PROBLEM
Scan the data for lines with "image" and report the count by itself.

— begin INFORMATION PROVIDED —

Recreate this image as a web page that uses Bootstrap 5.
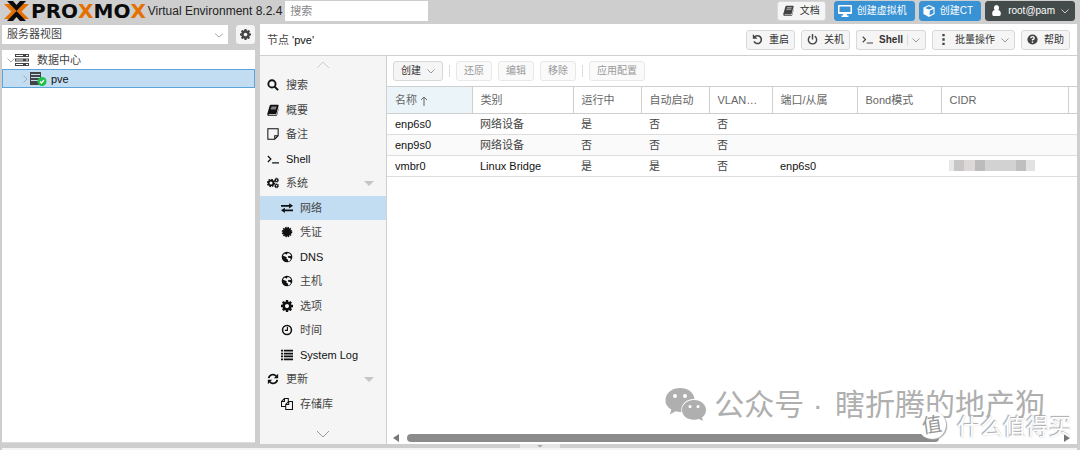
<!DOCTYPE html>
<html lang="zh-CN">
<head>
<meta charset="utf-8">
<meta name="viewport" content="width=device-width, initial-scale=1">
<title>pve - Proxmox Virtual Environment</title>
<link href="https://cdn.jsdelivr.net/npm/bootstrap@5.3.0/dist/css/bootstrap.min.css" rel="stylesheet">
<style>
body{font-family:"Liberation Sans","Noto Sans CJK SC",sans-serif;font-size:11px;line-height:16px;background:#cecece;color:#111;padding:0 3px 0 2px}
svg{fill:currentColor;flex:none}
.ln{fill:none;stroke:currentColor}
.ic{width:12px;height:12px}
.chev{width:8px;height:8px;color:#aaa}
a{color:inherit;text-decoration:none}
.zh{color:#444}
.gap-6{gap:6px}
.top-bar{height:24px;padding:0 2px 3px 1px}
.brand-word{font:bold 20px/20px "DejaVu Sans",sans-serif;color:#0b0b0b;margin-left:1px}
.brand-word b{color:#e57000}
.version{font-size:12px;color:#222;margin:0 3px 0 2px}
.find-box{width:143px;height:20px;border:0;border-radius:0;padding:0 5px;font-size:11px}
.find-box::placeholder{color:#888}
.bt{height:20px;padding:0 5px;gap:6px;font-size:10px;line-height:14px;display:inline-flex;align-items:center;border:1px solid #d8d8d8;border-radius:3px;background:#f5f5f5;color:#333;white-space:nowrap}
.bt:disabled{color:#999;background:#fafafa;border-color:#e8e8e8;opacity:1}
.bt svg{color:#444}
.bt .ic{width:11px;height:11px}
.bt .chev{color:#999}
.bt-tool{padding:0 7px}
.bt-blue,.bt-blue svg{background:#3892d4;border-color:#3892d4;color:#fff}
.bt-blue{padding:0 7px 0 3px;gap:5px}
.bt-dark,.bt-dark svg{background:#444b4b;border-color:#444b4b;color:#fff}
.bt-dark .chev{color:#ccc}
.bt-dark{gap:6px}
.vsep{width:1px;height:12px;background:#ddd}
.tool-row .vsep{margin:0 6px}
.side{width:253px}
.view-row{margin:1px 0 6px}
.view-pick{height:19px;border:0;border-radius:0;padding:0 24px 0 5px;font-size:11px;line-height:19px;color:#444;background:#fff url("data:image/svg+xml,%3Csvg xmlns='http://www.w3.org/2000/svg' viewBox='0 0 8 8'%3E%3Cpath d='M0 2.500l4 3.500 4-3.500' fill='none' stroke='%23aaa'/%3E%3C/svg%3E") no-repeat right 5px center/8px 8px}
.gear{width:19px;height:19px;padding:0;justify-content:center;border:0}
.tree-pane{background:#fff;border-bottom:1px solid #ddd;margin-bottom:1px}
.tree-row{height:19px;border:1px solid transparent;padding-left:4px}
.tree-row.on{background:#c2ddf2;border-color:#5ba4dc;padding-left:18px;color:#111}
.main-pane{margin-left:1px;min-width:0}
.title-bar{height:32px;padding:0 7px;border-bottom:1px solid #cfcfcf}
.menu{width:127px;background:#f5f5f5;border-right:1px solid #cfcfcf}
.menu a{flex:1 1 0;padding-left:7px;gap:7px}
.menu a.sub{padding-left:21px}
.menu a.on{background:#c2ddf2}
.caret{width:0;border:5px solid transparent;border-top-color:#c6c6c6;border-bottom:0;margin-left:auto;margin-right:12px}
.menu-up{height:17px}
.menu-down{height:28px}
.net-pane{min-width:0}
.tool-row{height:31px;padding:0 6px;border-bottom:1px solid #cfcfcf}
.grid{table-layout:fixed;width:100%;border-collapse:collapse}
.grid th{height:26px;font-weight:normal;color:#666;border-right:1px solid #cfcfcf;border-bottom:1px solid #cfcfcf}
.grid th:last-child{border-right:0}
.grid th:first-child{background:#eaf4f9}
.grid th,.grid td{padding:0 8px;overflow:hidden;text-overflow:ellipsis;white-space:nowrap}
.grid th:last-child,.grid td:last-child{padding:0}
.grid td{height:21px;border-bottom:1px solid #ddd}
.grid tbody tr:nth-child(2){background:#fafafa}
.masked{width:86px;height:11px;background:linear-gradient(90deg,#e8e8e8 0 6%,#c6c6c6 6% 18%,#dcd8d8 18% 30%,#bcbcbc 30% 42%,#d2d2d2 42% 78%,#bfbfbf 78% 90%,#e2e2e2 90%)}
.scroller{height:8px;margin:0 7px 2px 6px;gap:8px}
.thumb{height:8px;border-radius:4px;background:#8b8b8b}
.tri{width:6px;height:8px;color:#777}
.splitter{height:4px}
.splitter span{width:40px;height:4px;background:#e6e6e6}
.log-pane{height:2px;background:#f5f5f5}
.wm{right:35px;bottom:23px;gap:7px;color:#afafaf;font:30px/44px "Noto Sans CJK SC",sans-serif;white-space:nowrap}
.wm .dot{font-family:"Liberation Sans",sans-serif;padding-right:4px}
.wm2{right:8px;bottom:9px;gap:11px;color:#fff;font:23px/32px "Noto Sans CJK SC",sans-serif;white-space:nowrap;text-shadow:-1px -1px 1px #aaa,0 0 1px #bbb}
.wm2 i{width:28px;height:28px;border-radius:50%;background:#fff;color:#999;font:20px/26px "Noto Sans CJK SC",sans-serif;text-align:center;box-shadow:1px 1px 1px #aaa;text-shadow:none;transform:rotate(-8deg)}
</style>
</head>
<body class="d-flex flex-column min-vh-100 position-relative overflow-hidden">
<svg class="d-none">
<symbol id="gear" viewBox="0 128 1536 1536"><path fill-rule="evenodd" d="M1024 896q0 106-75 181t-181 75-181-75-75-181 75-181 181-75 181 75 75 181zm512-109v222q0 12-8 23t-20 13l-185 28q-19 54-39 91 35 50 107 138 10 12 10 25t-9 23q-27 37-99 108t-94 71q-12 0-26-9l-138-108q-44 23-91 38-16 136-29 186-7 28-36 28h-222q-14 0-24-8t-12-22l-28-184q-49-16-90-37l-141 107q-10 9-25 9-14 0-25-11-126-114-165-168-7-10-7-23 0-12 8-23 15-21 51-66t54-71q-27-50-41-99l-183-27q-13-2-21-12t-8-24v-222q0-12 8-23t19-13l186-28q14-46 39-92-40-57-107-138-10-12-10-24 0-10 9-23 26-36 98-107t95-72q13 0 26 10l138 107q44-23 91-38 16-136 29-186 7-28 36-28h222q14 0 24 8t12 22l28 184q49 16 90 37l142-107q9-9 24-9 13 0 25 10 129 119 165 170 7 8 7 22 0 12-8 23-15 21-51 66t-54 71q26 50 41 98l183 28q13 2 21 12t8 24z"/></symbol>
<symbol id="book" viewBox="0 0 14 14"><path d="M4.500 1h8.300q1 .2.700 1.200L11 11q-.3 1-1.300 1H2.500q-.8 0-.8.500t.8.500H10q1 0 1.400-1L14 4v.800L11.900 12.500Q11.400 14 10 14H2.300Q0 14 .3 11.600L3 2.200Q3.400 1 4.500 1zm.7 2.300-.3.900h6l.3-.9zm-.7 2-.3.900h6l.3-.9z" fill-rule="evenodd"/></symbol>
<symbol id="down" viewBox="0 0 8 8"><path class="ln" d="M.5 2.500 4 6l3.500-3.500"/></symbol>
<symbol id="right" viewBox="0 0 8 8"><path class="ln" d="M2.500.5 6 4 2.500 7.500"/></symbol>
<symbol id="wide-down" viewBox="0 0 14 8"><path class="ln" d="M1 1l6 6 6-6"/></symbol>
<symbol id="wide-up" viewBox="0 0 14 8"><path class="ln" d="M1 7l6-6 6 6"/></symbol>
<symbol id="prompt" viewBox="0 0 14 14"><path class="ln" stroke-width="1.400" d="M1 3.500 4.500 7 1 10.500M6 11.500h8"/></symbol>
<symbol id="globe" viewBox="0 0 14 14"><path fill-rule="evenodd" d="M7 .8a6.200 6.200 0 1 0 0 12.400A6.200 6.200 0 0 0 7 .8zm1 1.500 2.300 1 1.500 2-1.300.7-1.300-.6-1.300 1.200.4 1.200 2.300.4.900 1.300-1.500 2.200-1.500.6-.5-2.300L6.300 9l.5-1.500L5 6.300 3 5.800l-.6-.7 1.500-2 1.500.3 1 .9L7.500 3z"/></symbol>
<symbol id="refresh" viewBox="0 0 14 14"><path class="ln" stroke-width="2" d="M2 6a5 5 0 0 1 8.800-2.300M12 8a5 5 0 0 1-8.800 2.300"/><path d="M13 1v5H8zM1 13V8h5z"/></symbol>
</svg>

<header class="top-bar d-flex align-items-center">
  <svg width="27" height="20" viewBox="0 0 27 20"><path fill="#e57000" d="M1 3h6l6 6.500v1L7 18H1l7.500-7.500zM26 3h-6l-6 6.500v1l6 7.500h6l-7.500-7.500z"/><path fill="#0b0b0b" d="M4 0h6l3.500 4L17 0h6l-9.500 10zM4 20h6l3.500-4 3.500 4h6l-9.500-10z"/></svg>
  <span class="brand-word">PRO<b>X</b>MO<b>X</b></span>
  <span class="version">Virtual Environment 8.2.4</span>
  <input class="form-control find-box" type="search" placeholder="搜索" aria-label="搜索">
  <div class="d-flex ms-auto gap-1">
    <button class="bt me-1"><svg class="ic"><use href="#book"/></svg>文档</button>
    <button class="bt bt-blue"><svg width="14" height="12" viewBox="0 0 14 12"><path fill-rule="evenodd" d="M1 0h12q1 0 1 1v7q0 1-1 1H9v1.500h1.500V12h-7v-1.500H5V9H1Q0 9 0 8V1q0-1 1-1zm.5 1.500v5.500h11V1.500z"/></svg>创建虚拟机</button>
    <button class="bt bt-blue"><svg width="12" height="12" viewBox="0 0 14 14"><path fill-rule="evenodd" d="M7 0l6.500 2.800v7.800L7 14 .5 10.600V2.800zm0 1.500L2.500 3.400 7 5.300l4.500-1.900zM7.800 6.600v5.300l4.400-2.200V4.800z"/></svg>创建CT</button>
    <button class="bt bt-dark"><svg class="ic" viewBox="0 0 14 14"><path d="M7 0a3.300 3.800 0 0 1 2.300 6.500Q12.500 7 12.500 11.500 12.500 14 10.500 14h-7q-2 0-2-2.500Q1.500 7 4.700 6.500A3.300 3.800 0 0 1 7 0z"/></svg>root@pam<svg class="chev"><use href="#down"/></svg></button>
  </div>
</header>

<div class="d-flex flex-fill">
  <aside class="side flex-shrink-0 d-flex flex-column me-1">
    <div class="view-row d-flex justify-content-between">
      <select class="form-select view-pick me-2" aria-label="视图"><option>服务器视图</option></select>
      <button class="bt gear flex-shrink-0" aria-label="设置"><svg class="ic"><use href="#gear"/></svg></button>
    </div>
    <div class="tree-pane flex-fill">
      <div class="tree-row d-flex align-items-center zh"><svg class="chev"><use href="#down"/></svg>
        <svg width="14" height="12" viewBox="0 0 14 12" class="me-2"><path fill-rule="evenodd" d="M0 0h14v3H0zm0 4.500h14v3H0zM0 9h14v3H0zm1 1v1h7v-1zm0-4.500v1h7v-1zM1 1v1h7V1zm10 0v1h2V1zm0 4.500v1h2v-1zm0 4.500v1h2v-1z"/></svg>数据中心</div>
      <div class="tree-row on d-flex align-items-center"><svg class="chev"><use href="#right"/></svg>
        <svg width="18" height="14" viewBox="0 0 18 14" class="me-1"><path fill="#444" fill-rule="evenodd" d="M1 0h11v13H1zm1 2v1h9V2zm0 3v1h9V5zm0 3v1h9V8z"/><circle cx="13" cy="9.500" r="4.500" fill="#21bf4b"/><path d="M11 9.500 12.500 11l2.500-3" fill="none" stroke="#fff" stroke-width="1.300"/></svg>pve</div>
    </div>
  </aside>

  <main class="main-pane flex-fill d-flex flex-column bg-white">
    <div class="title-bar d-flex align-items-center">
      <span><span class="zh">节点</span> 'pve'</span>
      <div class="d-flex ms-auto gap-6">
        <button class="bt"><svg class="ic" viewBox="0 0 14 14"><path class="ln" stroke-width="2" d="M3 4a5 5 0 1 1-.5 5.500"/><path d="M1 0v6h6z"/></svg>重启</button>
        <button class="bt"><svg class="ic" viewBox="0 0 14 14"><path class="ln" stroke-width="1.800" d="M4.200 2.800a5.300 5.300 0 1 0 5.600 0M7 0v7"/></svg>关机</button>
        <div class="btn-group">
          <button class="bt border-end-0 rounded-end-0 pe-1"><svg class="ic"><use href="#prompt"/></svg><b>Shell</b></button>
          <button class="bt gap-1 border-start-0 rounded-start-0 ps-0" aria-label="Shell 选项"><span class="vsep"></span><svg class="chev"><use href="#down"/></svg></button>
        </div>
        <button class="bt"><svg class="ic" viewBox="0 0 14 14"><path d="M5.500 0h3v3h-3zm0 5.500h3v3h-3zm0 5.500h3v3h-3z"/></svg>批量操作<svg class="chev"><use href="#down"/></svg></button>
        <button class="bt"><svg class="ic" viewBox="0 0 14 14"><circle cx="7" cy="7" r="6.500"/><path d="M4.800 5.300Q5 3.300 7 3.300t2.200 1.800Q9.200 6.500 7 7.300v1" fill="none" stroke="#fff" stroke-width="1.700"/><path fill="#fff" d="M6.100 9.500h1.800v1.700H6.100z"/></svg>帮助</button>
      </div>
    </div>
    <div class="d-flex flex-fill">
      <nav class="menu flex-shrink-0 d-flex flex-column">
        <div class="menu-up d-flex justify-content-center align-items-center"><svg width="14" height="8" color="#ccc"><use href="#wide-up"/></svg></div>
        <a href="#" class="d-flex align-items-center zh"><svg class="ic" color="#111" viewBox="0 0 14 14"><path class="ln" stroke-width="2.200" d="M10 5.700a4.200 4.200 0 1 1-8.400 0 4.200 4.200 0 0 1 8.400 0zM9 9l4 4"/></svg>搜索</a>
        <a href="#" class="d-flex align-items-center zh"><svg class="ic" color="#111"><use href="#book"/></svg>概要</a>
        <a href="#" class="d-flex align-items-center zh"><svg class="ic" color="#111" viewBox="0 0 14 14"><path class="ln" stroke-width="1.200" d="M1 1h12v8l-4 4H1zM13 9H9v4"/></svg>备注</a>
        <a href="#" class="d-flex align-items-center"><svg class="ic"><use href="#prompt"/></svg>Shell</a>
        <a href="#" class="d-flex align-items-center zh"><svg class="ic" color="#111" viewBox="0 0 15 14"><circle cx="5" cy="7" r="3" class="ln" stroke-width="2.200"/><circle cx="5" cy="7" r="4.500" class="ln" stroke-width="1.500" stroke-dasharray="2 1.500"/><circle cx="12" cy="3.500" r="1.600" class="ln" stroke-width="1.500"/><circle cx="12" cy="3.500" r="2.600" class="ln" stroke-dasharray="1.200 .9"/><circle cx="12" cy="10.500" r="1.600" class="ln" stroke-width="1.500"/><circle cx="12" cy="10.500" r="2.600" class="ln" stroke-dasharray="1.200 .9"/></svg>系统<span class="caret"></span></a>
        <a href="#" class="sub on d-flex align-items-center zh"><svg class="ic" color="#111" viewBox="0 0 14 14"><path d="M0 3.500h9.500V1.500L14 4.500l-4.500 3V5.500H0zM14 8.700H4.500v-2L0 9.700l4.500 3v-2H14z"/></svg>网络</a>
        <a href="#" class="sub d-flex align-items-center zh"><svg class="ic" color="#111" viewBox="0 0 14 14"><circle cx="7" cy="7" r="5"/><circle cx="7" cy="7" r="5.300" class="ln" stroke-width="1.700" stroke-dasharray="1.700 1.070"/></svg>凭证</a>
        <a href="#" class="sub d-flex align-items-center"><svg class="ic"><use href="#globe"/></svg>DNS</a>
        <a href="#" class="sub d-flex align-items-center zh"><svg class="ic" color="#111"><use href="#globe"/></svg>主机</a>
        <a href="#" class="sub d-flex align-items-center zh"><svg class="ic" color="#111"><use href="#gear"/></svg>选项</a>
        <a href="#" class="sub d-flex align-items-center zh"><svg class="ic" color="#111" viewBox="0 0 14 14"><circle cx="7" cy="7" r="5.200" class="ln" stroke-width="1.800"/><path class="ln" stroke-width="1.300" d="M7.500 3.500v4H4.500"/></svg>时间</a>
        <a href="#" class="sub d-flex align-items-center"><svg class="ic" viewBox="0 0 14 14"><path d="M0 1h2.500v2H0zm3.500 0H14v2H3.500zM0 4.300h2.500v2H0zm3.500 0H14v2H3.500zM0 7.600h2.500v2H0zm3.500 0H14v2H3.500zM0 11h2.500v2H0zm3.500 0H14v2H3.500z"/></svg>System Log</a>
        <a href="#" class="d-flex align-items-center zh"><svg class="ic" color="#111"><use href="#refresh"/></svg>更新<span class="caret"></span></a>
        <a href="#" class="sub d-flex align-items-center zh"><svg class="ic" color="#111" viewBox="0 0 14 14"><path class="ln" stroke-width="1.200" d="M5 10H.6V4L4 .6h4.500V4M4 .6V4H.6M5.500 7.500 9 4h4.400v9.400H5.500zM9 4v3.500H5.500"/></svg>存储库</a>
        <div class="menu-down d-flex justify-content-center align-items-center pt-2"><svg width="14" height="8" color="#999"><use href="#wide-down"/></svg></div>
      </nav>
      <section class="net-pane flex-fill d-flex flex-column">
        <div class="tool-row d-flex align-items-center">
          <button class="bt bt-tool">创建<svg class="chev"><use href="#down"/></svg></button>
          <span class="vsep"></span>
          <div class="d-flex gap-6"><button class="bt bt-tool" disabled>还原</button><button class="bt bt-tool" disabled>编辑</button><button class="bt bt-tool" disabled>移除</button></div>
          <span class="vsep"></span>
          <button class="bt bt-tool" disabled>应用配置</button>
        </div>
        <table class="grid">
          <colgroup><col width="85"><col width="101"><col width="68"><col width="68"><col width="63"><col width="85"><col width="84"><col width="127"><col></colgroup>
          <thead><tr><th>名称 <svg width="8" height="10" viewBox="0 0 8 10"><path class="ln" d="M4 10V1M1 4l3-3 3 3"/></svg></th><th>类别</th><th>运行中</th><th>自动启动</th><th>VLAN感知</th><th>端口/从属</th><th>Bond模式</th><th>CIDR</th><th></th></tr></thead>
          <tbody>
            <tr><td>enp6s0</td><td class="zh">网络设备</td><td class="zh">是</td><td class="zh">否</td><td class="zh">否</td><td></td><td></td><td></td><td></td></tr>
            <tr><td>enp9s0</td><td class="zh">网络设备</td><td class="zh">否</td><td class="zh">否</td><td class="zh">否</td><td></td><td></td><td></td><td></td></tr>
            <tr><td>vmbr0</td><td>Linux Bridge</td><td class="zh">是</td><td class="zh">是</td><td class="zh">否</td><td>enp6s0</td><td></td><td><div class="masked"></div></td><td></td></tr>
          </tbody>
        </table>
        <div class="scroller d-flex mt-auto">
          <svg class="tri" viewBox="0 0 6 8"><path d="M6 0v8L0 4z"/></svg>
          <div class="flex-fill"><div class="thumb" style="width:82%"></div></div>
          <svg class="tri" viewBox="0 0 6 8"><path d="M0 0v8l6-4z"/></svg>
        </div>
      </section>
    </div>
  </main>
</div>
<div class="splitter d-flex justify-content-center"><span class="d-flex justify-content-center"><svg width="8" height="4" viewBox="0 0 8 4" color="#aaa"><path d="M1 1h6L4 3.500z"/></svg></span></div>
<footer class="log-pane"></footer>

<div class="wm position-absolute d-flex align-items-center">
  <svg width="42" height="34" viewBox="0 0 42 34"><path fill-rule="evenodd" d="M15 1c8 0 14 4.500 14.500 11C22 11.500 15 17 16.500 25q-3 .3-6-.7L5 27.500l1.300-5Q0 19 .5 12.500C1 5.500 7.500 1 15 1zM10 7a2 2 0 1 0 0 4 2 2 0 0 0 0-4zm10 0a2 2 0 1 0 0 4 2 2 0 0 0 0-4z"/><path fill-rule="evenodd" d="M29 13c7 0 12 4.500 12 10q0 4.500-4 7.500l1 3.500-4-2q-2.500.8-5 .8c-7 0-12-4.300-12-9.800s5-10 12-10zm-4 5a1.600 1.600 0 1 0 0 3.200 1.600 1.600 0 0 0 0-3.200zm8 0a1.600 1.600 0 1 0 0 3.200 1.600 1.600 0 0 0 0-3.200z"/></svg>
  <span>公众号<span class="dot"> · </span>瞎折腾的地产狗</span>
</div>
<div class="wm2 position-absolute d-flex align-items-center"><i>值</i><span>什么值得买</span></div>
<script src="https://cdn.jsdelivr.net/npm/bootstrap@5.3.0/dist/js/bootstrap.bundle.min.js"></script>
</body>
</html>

— end INFORMATION PROVIDED —

THE REPLY
2